It should be concluded that e-Government is not only a technical and non-ideological issue but that it is multi-dimensional; it encompasses all aspects of the political and governance discourse. In the past, the development of e-Government has been guided by the supply side forces without necessarily and critically considering the demand side (consumers). In order to understand the general factors that influence success of e-Government, many researchers have investigated factors that influence user adoption and usage (attitudinal determinants) of e-Government. It is these factors that should be at the centre of e-Government design [35]. Any e-Government design should consider the contextual factors that may increase the likelihood of success for any e-Government implementation.

E-Government Evolution

Public administration has been passing through different phases over the years from traditional administration styles where individuals need to visit physical offices to obtain a service to accessing public services through technology platforms (e-Government). E-Government was ushered into being with the emergence of New Public Management (NPM) whose key auspices are based on promoting accountability, effectiveness and efficiency of public administration. The hallmarks of NPM were promoting efficiency, marketization, accountability, decentralization, and reinventing government so that it is more responsive to the needs of the citizens [24]. Of late, there has been a delve towards Open Government Data (OGD) which argues that government information and decision-making processes should be put in the public domain where individuals regardless of their status can access them. The concept of OGD opines that there should be accountability and transparency in public administration.

The NPM employs different models to achieve its goals. The NPM Managerial Model posits that the role of the state is to provide information and focuses on transactional activities such as tax filing, drivers’ licences and for accessing government information. The NPM Consultative Model promotes a limited degree of citizen/business-state interaction where e-Government is seen as an attempt to link various legacy systems in the governance hierarchy. The first point of call for e-Government implementation is e-Readiness which is the ability of an economy to utilise ICTs in order to tap into the different opportunities brought about by the new economy [17]. The NPM Managerial Model posits that the role of the state is to provide information and focus on transactional activities such as tax filing, drivers’ licences and for accessing government information. The Consultative Model promotes a limited degree of citizen/business-state interaction where e-Government is seen as an attempt to link various legacy systems in the governance hierarchy. The type of e-Government design envisaged in this paper is the Participatory Governance Model which aims to ensure that all citizens/businesses regardless of their social standing participate in the design and implementation of e-Government thereby increasing the representative base in the decision-making processes. However, because of changing times in the information environments and landscapes regardless of the contexts, NPM has generally outlived its usefulness due to its diminished anticipated impact on the overall government. Therefore, it is important to have adaptive e-Government solutions designed collaboratively which aim to ensure that managerial policies, technology and people are strongly coupled together.

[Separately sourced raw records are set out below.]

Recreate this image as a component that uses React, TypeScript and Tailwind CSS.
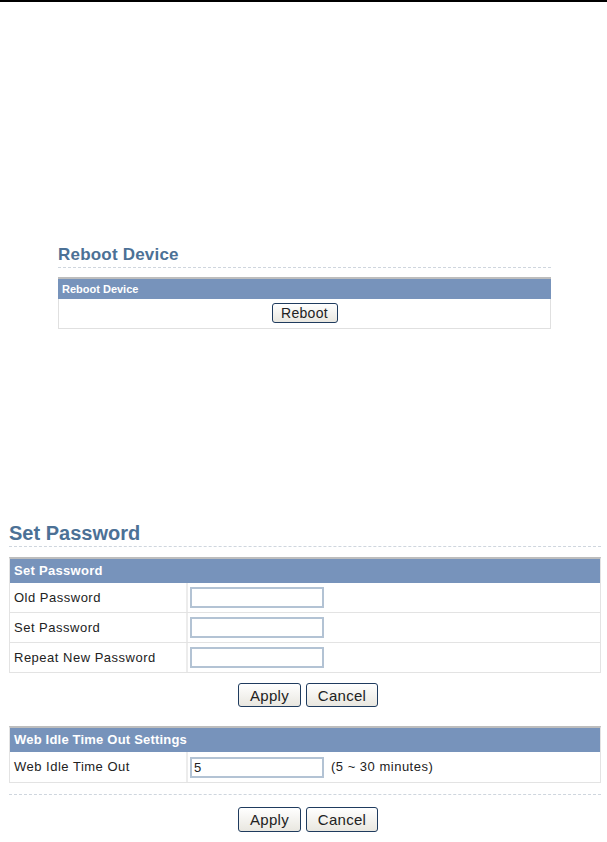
import React from 'react';

const font = { fontFamily: '"Liberation Sans", Arial, sans-serif' };

const Btn = ({ label, w, h = 'h-[24px]', size = 'text-[15px]' }: { label: string; w: string; h?: string; size?: string }) => (
  <button
    className={`${w} ${h} ${size} rounded-[3px] border border-[#1f3b5e] bg-gradient-to-b from-white to-[#e9e7e0] text-[#222] leading-none tracking-[0.3px]`}
  >
    {label}
  </button>
);

const Row = ({ label, value, note, h = 'h-[30px]' }: { label: string; value?: string; note?: string; h?: string }) => (
  <div className={`flex ${h} border-b border-[#e3e3e3]`}>
    <div className="w-[178px] border-r-2 border-[#ececec] flex items-center pl-[4px] text-[13px] tracking-[0.5px] text-[#222]">{label}</div>
    <div className="flex items-center pl-[2px]">
      <input
        defaultValue={value}
        className="w-[134px] h-[21px] border-2 border-[#b3c3d4] px-[2px] text-[13px] text-[#222] outline-none"
        style={font}
      />
      {note && <span className="ml-[7px] text-[13px] tracking-[0.5px] text-[#222]">{note}</span>}
    </div>
  </div>
);

const App = () => {
  return (
    <div className="w-[607px] h-[842px] bg-white" style={font}>
      <div className="h-[2px] bg-black" />

      {/* Reboot section */}
      <div className="ml-[58px] w-[493px] pt-[244px]">
        <div className="text-[17px] leading-[18px] font-bold tracking-[0.2px] text-[#4c7196] pb-[3px] border-b border-dashed border-[#cfd6de]">
          Reboot Device
        </div>
        <div className="mt-[9px] border-t-2 border-[#bdbdbd]">
          <div className="h-[20px] bg-[#7793bb] text-white text-[11px] font-bold flex items-center pl-[4px]">Reboot Device</div>
          <div className="h-[30px] border-x border-b border-[#e0e0e0] flex justify-center pt-[4px]">
            <Btn label="Reboot" w="w-[66px]" h="h-[20px]" size="text-[14px]" />
          </div>
        </div>
      </div>

      {/* Set Password */}
      <div className="ml-[9px] w-[592px] pt-[192px]">
        <div className="text-[20px] leading-[24px] font-bold text-[#4c7196] pb-[1px] border-b border-dashed border-[#cfd6de]">
          Set Password
        </div>
        <div className="mt-[10px] border-t-2 border-[#bdbdbd] border-x border-x-[#e3e3e3]">
          <div className="h-[24px] bg-[#7793bb] text-white text-[13px] font-bold tracking-[0.3px] flex items-center pl-[4px]">Set Password</div>
          <Row label="Old Password" />
          <Row label="Set Password" />
          <Row label="Repeat New Password" />
        </div>
        <div className="flex justify-center gap-[5px] mt-[10px] pl-[6px]">
          <Btn label="Apply" w="w-[63px]" />
          <Btn label="Cancel" w="w-[72px]" />
        </div>

        <div className="mt-[19px] border-t-2 border-[#bdbdbd] border-x border-x-[#e3e3e3]">
          <div className="h-[24px] bg-[#7793bb] text-white text-[13px] font-bold tracking-[0.2px] flex items-center pl-[4px]">Web Idle Time Out Settings</div>
          <Row label="Web Idle Time Out" value="5" note="(5 ~ 30 minutes)" h="h-[31px]" />
        </div>
        <div className="mt-[11px] border-t border-dashed border-[#cfd6de]" />
        <div className="flex justify-center gap-[5px] mt-[12px] pl-[6px]">
          <Btn label="Apply" w="w-[63px]" h="h-[25px]" />
          <Btn label="Cancel" w="w-[72px]" h="h-[25px]" />
        </div>
      </div>
    </div>
  );
};

export default App;
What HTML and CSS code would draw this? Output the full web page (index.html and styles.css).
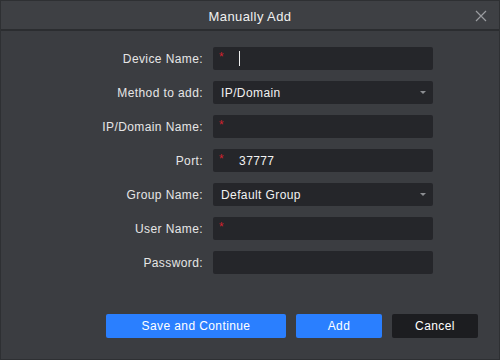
FILE: index.html
```html
<!DOCTYPE html>
<html lang="en">
<head>
    <meta charset="UTF-8">
    <title>Manually Add</title>
    <link rel="stylesheet" href="styles.css">
</head>
<body>
    <div class="dialog">
        <div class="titlebar">
            <span class="title">Manually Add</span>
            <svg class="close" width="12" height="12" viewBox="0 0 12 12">
                <path d="M1 1L11 11M11 1L1 11" stroke="#9a9ca0" stroke-width="1.2" fill="none"/>
            </svg>
        </div>
        <div class="form">
            <div class="row">
                <label>Device Name:</label>
                <div class="field"><span class="star">*</span><span class="caret"></span></div>
            </div>
            <div class="row">
                <label>Method to add:</label>
                <div class="field select"><span class="val">IP/Domain</span><span class="arrow"></span></div>
            </div>
            <div class="row">
                <label>IP/Domain Name:</label>
                <div class="field"><span class="star">*</span></div>
            </div>
            <div class="row">
                <label>Port:</label>
                <div class="field"><span class="star">*</span><span class="text">37777</span></div>
            </div>
            <div class="row">
                <label>Group Name:</label>
                <div class="field select"><span class="val">Default Group</span><span class="arrow"></span></div>
            </div>
            <div class="row">
                <label>User Name:</label>
                <div class="field"><span class="star">*</span></div>
            </div>
            <div class="row">
                <label>Password:</label>
                <div class="field"></div>
            </div>
        </div>
        <div class="buttons">
            <button class="btn blue wide">Save and Continue</button>
            <button class="btn blue">Add</button>
            <button class="btn dark">Cancel</button>
        </div>
    </div>
</body>
</html>
```
FILE: styles.css
```css
html,body{
    margin:0;
    padding:0;
    width:500px;
    height:360px;
    background:#3a3c40;
    font-family:"Liberation Sans", Arial, sans-serif;
    font-size:12px;
    letter-spacing:0.4px;
    overflow:hidden;
}
.dialog{
    box-sizing:border-box;
    width:500px;
    height:360px;
    border:1px solid #2e3033;
    background:#3b3d41;
    display:flex;
    flex-direction:column;
}
.titlebar{
    height:28px;
    border-bottom:2px solid #2b2d30;
    background:#3e4044;
    display:flex;
    align-items:center;
    justify-content:center;
    position:relative;
}
.title{
    color:#f0f0f0;
    font-size:13px;
    margin-top:2px;
}
.close{
    position:absolute;
    right:12px;
    top:9px;
}
.form{
    padding-top:16px;
    display:flex;
    flex-direction:column;
    gap:11px;
}
.row{
    display:flex;
    align-items:center;
    height:23px;
}
.row label{
    width:212px;
    flex-shrink:0;
    text-align:right;
    color:#e6e6e6;
    padding-right:10px;
    box-sizing:border-box;
}
.field{
    width:220px;
    height:23px;
    background:#25262a;
    border-radius:2px;
    display:flex;
    align-items:center;
    position:relative;
    color:#f2f2f2;
}
.star{
    color:#d0222e;
    margin-left:6px;
    font-size:12px;
    line-height:12px;
    position:relative;
    top:-2px;
}
.caret{
    width:1px;
    height:15px;
    background:#eeeeee;
    margin-left:15px;
}
.text{
    margin-left:15px;
}
.select .val{
    margin-left:8px;
}
.arrow{
    position:absolute;
    right:7px;
    top:10px;
    border-left:3px solid transparent;
    border-right:3px solid transparent;
    border-top:3px solid #8c8e92;
}
.buttons{
    margin-top:auto;
    margin-bottom:21px;
    display:flex;
    gap:10px;
    padding-left:105px;
}
.btn{
    height:24px;
    border:none;
    border-radius:2px;
    color:#ffffff;
    font-family:"Liberation Sans", Arial, sans-serif;
    font-size:12px;
    letter-spacing:0.4px;
    width:86px;
    padding:0;
}
.blue{
    background:#2a7fff;
}
.wide{
    width:180px;
}
.dark{
    background:#1c1d20;
}
```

E-Government research has concentrated on two dimensions – technological (inherent features of technology that determine the impacts of introducing it) and social (human choices within different social structures)) determinism [14]. Based on NPM, Public Service Platforms (PSPs) are a new form of technology platform that support service provision to citizens in an e-Government framework [28]. The OGD movement has been faced with considerable technical and social barriers that threaten its wider adoption towards being a hallmark for open and responsive government enshrined onto the FOI conceptualisation [7].

The data open movement is swiping across the world with no reservations to developing world contexts with Ghana joining the bandwagon with the Ghana Open Data Initiative (GODI). At the global level, the Global Open Government Partnership (GOGP) aims to encourage the development and proliferation of multi-stakeholder governance frameworks. On the other hand, national initiatives such as the GODI aim to advance the principles propagated by GOGP at the national level. The GODI aims to re-connect the supply and demand sides of e-Government in Ghana so that they exchange public information [26].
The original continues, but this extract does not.